Ao contrário da generalidade das pessoas, gosto muito das viagens de casa para o trabalho e do trabalho para casa. Quarenta minutos. Sem a infelicidade das buzinas e dos canos de escape: a maior parte do tempo em paisagem campestre.
A viagem é um dos poucos momentos do dia em que estou só. Mecanicamente ocupada com a condução e com a mente livre para divagar.
Hoje fui para lá a pensar num grupo organizado para votar em branco. Que ideia interessante! Com campanha e tudo.
Mas a magia surgiu no regresso a casa. Apanhei a entrevista das 19h na TSF. Germana Tânger. Amiga de Almada Negreiros. Ela própria um ser imenso. Almada escolheu-a para declamar os seus poemas e foi ele que organizaou, em 1959, uma homenagem a Pessoa onde ela declamou a Ode Marítima.

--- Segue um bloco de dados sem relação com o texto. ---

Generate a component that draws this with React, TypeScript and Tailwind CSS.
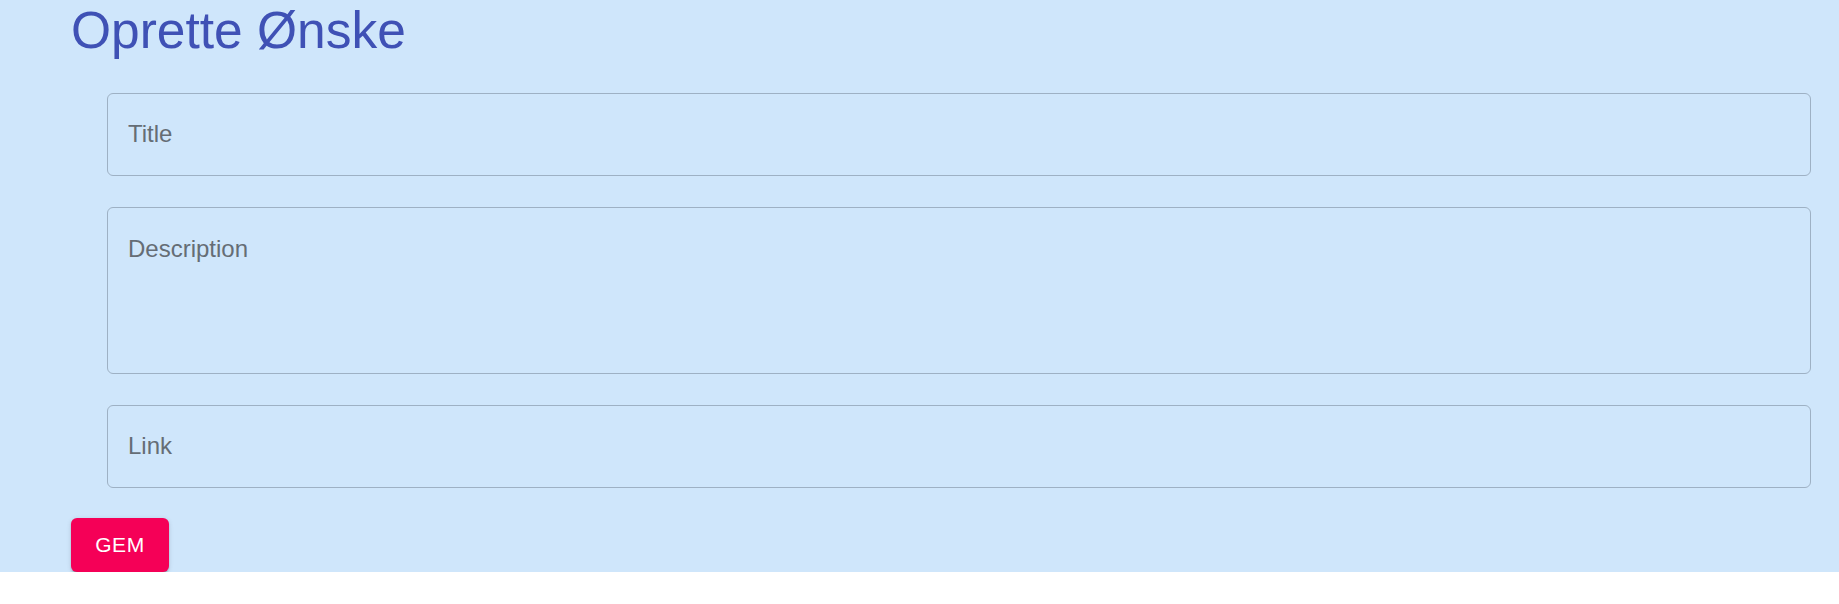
import React from "react";

export default function App() {
  return (
    <div className="w-full bg-white" style={{ fontFamily: '"Liberation Sans", Arial, sans-serif' }}>
      <div className="h-[572px] bg-[#cfe6fb] pl-[71px] pr-[28px]">
        <h1 className="mt-0 pt-[1px] text-[51.5px] leading-[59.5px] text-[#3f51b5]">Oprette Ønske</h1>
        <form className="mt-[32px] flex flex-col" onSubmit={(e) => e.preventDefault()}>
          <div className="ml-[36px] flex flex-col gap-[31px]">
            <input
              type="text"
              placeholder="Title"
              className="h-[83px] w-full rounded-[6px] border border-[#9eb1c4] bg-transparent px-[20px] text-[24px] text-[#333] outline-none placeholder:text-[#656d75]"
            />
            <textarea
              placeholder="Description"
              className="block h-[167px] w-full resize-none rounded-[6px] border border-[#9eb1c4] bg-transparent px-[20px] pt-[24px] text-[24px] leading-[34.5px] text-[#333] outline-none placeholder:text-[#656d75]"
            />
            <input
              type="text"
              placeholder="Link"
              className="h-[83px] w-full rounded-[6px] border border-[#9eb1c4] bg-transparent px-[20px] text-[24px] text-[#333] outline-none placeholder:text-[#656d75]"
            />
          </div>
          <div className="mt-[30px]">
            <button
              type="submit"
              className="h-[54px] w-[98px] rounded-[6px] bg-[#f50057] text-[21px] font-medium uppercase tracking-[0.6px] text-white shadow-[0_3px_1px_-2px_rgba(0,0,0,0.2),0_2px_2px_0_rgba(0,0,0,0.14),0_1px_5px_0_rgba(0,0,0,0.12)]"
            >
              Gem
            </button>
          </div>
        </form>
      </div>
    </div>
  );
}
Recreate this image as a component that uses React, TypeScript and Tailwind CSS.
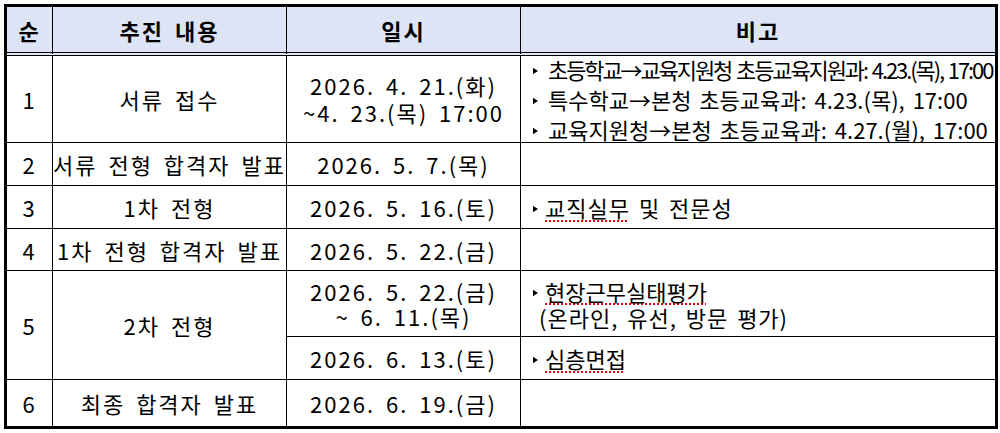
import type { ReactNode } from "react";

const FONT = "font-['Noto_Sans_CJK_KR','Noto_Sans',sans-serif]";

function Bullet({ gap = "mr-[10px]" }: { gap?: string }) {
  return (
    <svg viewBox="0 0 6 8" className={`inline-block w-[5px] h-[8px] ${gap} align-middle relative top-[-2px]`}>
      <polygon points="0,0 6,4 0,8" fill="#000" />
    </svg>
  );
}

function Cell({
  children,
  className = "",
  last = false,
  bottom = true,
}: {
  children?: ReactNode;
  className?: string;
  last?: boolean;
  bottom?: boolean;
}) {
  return (
    <div
      className={`border-black ${last ? "" : "border-r"} ${bottom ? "border-b" : ""} flex items-center ${className}`}
    >
      {children}
    </div>
  );
}

function Mid({ children, className = "", bottom = true }: { children?: ReactNode; className?: string; bottom?: boolean }) {
  return (
    <Cell bottom={bottom} className={`justify-center text-center whitespace-nowrap tracking-[2px] [word-spacing:4px] ${className}`}>
      {children}
    </Cell>
  );
}

function Note({ children, className = "", bottom = true }: { children?: ReactNode; className?: string; bottom?: boolean }) {
  return (
    <Cell last bottom={bottom} className={`pl-[12px] whitespace-nowrap ${className}`}>
      {children}
    </Cell>
  );
}

function Head({ children, last = false }: { children: ReactNode; last?: boolean }) {
  return (
    <div
      className={`bg-[#dce4f5] border-black border-b-4 border-double ${last ? "" : "border-r"} flex items-center justify-center font-bold text-[22px] tracking-[2px] [word-spacing:4px]`}
    >
      {children}
    </div>
  );
}

function Spell({ children }: { children: ReactNode }) {
  return (
    <span className="underline decoration-dotted decoration-red-600 decoration-[1.5px] underline-offset-[3px]">
      {children}
    </span>
  );
}

export default function App() {
  return (
    <div className={`bg-white w-[1000px] h-[433px] pt-[4px] pl-[4px] text-black ${FONT}`}>
      <div className="w-[994px] border-[3px] border-black grid grid-cols-[46px_234px_234px_474px] grid-rows-[49px_87px_43px_43px_42px_66px_43px_46px] text-[22px] leading-[26px]">
        <Head>순</Head>
        <Head>추진 내용</Head>
        <Head>일시</Head>
        <Head last>비고</Head>

        <Mid>1</Mid>
        <Mid>서류 접수</Mid>
        <Mid className="leading-[27px]">
          <div>
            2026. 4. 21.(화)
            <br />
            ~4. 23.(목) 17:00
          </div>
        </Mid>
        <Note className="leading-[30px]">
          <div>
            <div className="tracking-[-2.1px] [word-spacing:2px]">
              <Bullet />
              초등학교→교육지원청 초등교육지원과: 4.23.(목), 17:00
            </div>
            <div className="[word-spacing:3px]">
              <Bullet />
              특수학교→본청 초등교육과: 4.23.(목), 17:00
            </div>
            <div className="[word-spacing:3px]">
              <Bullet />
              교육지원청→본청 초등교육과: 4.27.(월), 17:00
            </div>
          </div>
        </Note>

        <Mid>2</Mid>
        <Mid>서류 전형 합격자 발표</Mid>
        <Mid>2026. 5. 7.(목)</Mid>
        <Note />

        <Mid>3</Mid>
        <Mid>1차 전형</Mid>
        <Mid>2026. 5. 16.(토)</Mid>
        <Note className="tracking-[1px] [word-spacing:3px]">
          <div>
            <Bullet gap="mr-[7px]" />
            <Spell>교직실무</Spell> 및 전문성
          </div>
        </Note>

        <Mid>4</Mid>
        <Mid>1차 전형 합격자 발표</Mid>
        <Mid>2026. 5. 22.(금)</Mid>
        <Note />

        <Mid className="row-span-2">5</Mid>
        <Mid className="row-span-2">2차 전형</Mid>
        <Mid className="leading-[25px]">
          <div>
            2026. 5. 22.(금)
            <br />~ 6. 11.(목)
          </div>
        </Mid>
        <Note className="[word-spacing:3px]">
          <div>
            <div>
              <Bullet gap="mr-[7px]" />
              <Spell>현장근무실태평가</Spell>
            </div>
            <div className="pl-[6px] tracking-[1px]">(온라인, 유선, 방문 평가)</div>
          </div>
        </Note>
        <Mid>2026. 6. 13.(토)</Mid>
        <Note>
          <div>
            <Bullet gap="mr-[7px]" />
            <Spell>심층면접</Spell>
          </div>
        </Note>

        <Mid bottom={false}>6</Mid>
        <Mid bottom={false}>최종 합격자 발표</Mid>
        <Mid bottom={false}>2026. 6. 19.(금)</Mid>
        <Note bottom={false} />
      </div>
    </div>
  );
}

Pois bem, um daqueles momentos!
Um privilégio ouvir alguém falar de Almada Negreiros tendo convivido de tão perto com ele. Fiquei a saber que costumava "hibernar" em Novembro: metia-se na cama e só saía no fim do Inverno. Nesse meio tempo, dedicava-se à Geometria ( para desespero de Sara, a sua mulher ), à procura DO número - esta seria a sua grande obcessão.
A seguir Germana fala da sua paixão pela poesia de Pessoa e, quando o entrevistador lhe pede para dizer um poema, ela escolhe Aniversário de Álvaro de Campos...
Não posso descrever. Não tenho capacidade para o fazer. Sei que a dada altura, não complicasse isso demais a minha condução, toda a SAUDADE desse poema me deu uma vontade enorme de chorar. Ela chorou ao declamá-lo.
É nestes momentos que sinto que o mundo tem um coração e que ele bate ao ritmo do meu por uns instantes.
Se calhar não vou resistir a pôr aquele poema enorme, com um
tamanho tão desajustado a um blog, aqui no sítio da saudade.